A favourite garden companion - the pobblebonk

Frog

Companion planting and garden companions.  The two go hand in hand. Create the right environment, and the garden companions will come.  Our garden companions are our garden predators.  Lady birds, frogs, skinks, blue tongue lizards, tree dragons, preying mantis, dragon flies, spiders, birds, bats, predatory beetles, predatory wasps, tachinid flies, hoverflies, stick bugs and many more I have yet to meet and/or identify.  Building an ecosystem will encourage the garden predators to come, keeping the garden "pests" in balance much better then any "intervention" us humans may devise.  As Linda Woodrow says, "you do not have the eyesight, dexterity, or speed to hunt insects."

Frogs are wonderful garden companions.  Once we installed the pond, we just waited and the pobblebonks or eastern banjo frogs found us. Our ponds range from bathtubs to terracotta pots with their bottom holes filled in, dug into the ground.  Both are surrounded by some rocks and overhanging plants for shelter and some logs half in the pond and half out acting as bridges.  Inside the ponds we grow a range of water plants.  Watercress, water chestnut, and Vietnamese mint not only provide coverage of the water surface, they are also edible plants.  Water lilies and "fairy weed" help to establish the pond ecosystem providing shade and shelter within the water.

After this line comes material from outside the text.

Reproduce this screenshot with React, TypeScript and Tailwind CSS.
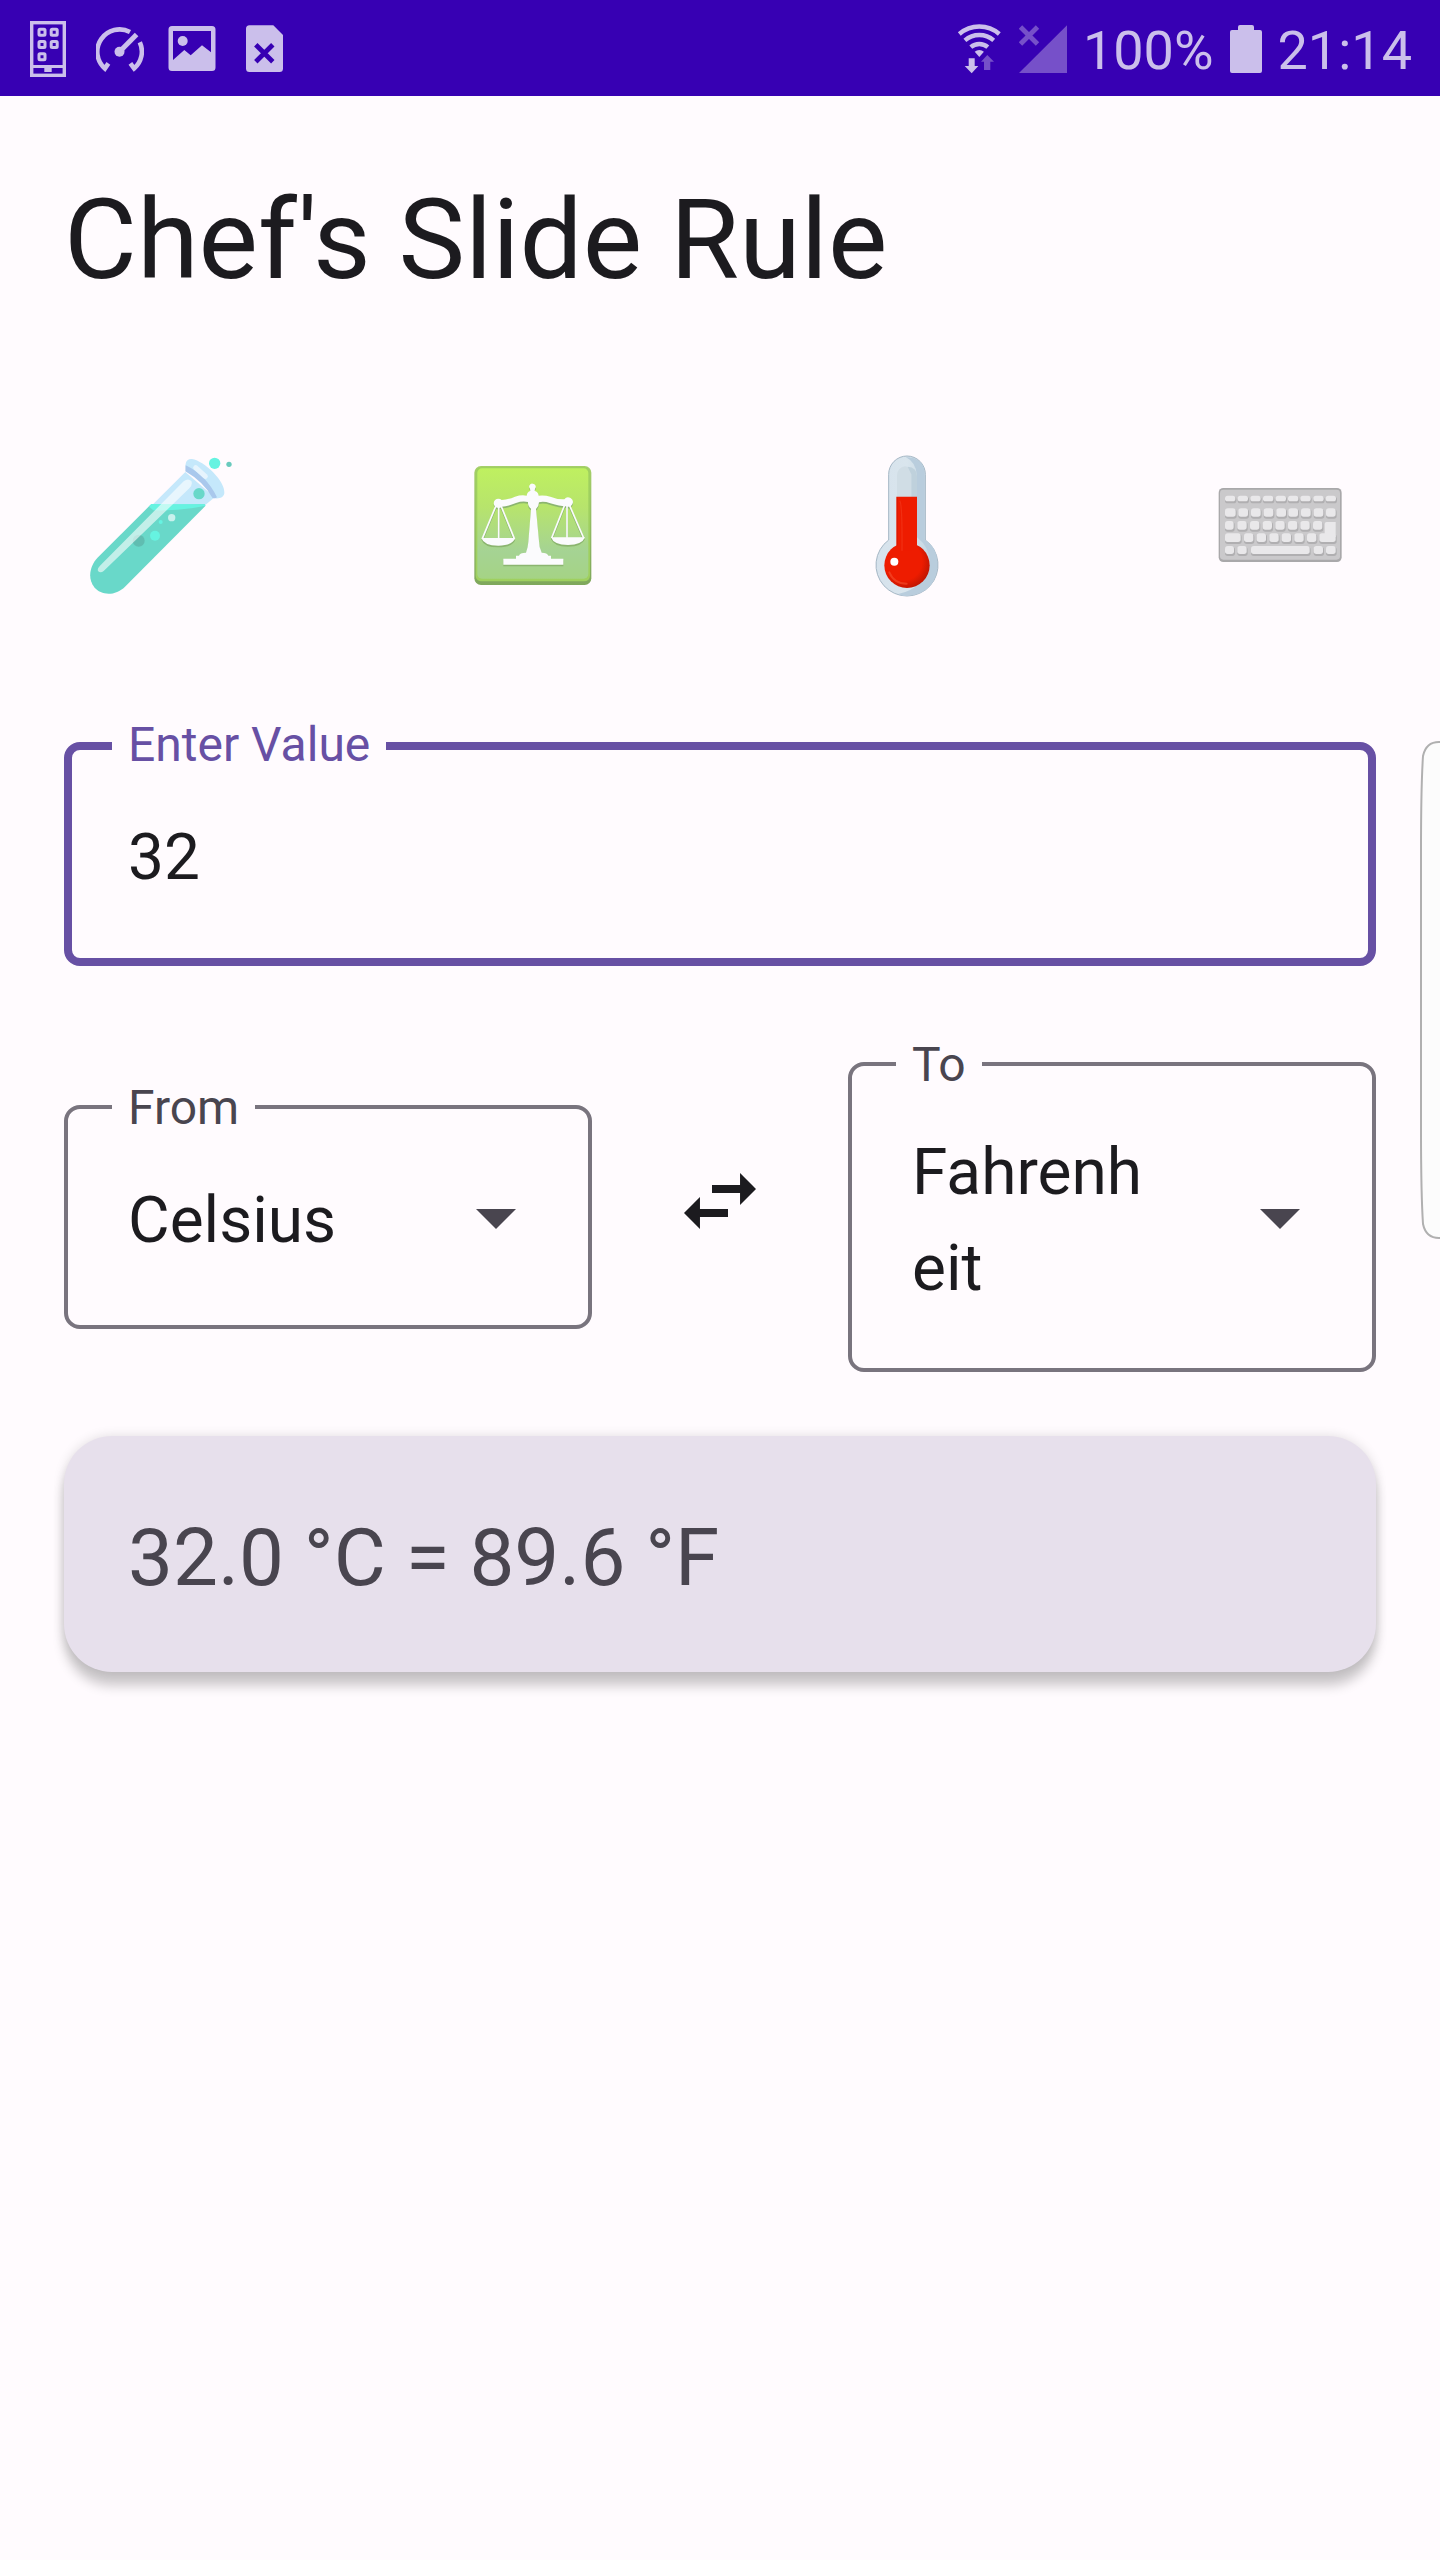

Around the edge of the pond we have planted a few reeds and rushes and some other natives that like the moist environment and also provide shelter for not only the frogs but also their prey, slugs.  Maybe it seems strange to encourage garden "pests" like slugs.  But the best way to encourage the garden predators is to ensure there is a healthy food supply for them.  They will find the ones provided and then some!

Since the frogs found us, we have delighted in the various frog calls and tadpoles that are as small as a pinhead to ones with bodies the size of 20-cent pieces.  Finding the frogs is an endless source of garden amusement for both adults and children.  Usually they are found by chance.  But the wonder of looking for where the call comes is lots of fun.It may sound like a leap of faith...provide an environment to encourage slugs and slaters for example, and their predators will come.  Our experience with doing just that has proven that there will be enough for everyone in the healthy ecosystem.  And our input of time and effort in eliminating the "pests" as well as the various "organic" and not sprays and poisons we may employ to try and help us "battle" the pests, will become nothing more than the time we spend observing nature's balance be tipped from one side to the other.

Adding water to the home garden is as simple as sinking a pot large enough to hold a few water plants and surrounding the edge with a variety of plants, rocks and logs. Or as involved as making a lined pond with multi levels capable of supporting fish, frogs and a variety of insect larvae.  Ensuring that there is a healthy balance of underwater oxygenators (available from nurseries or pet stores), surface cover to shade the water from the sun which encourages rampant algae growth, and higher plants inside the pond and/or around the edge that provide shelter, will allow a balanced ecosystem to grow.

Our pond deos not have a pump or filter and yet it is still crystal clear.

In Peru, frogs are a symbol of fertility.  And here, too, the frogs know before us humans when the soil is beginning to warm.  Make the right environment and enjoy the excitement when you hear the first frog call in the late winter...foretelling the end of the cold season and the coming of spring.